Jakarta (ANTARA News) - Gerakan "Sejuta Data Budaya” diluncurkan, di Jakarta, Senin, yang bertujuan untuk mengumpukan referensi yang memadai mengenai budaya Indonesia, yang berfungsi untuk proteksi, penelitian kebudayaan dan pengembangan ekonomi kerakyatan dan kesejahteraan sosial, kata Staf Khusus Presiden bidang Bantuan Sosial dan Bencana Andi Arief, dalam acara peluncuran gerakan nasional ini.

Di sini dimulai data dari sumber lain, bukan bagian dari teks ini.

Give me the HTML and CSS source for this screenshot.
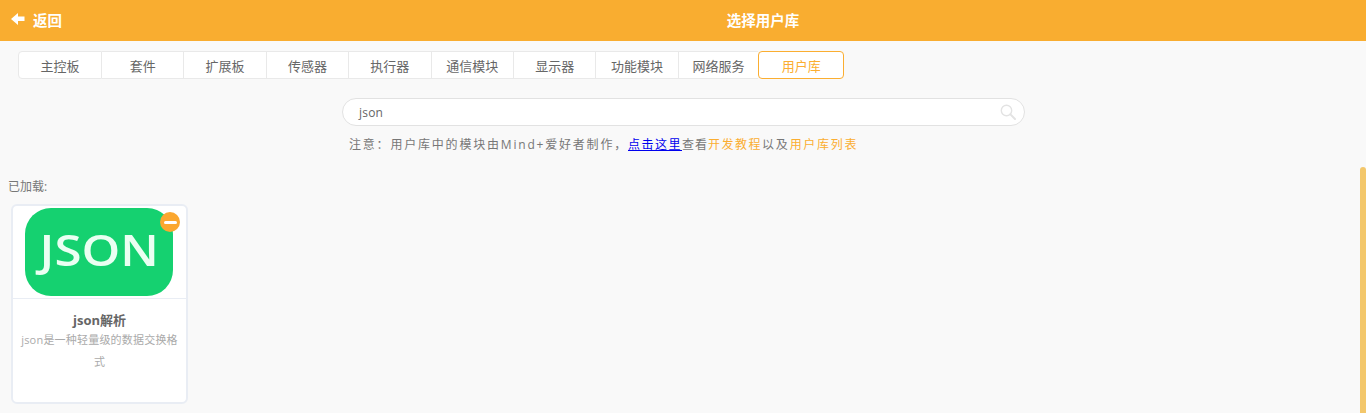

Dalam keterangan tertulisnya, Andi Arief mengharapkan, Gerakan Sejuta Data Budaya bisa menjadi awal dari revolusi sains dan transformasi sosial dan ekonomi, dalam menghadapi kembali potensi bencana-bencana besar yang dulu pernah menenggelamkan peradaban-peradaban besar di Indonesia.

"Penyusunan 'databased' budaya dapat menjadi langkah revitalisasi budaya ke arah mitigasi bencana alam. Presiden mengapresiasi semangat dan kerja nyata dari para peneliti dari Bandung Fe Institute, IACI dan pihak-pihak lain yang telah menggali potensi Budaya Indonesia. Pemerintah bersedia memfasilitasi para peneliti untuk melanjutkan penelitianya supaya menjadi hasil yang dapat dimanfaatkan guna meningkatkan kehidupan sosial masyarakat," katanya.

Andi Arief juga mengucapkan terimakasih kepada para tokoh yang berkontribusi pada pelucuran gerakan itu, antara lain Laksma Christina Rantetana dari Kementerian Polhukam, Dr Moeryati Soedibyo, Prof Zaidan, Hokky Situngkir, Taufik Razen, Dr Lily dari FIB UI, Dr Subandono dari KKP, Dr Budiarto dari BPPT, Dr Soeroso dari Setditjen Sejarah Purbakala, Dr Paonganan dari IMI, Dona Agnesia, Siti Zahara Awam SH MBA, para peneliti dari BFI, IACI, Acro Batik, dll.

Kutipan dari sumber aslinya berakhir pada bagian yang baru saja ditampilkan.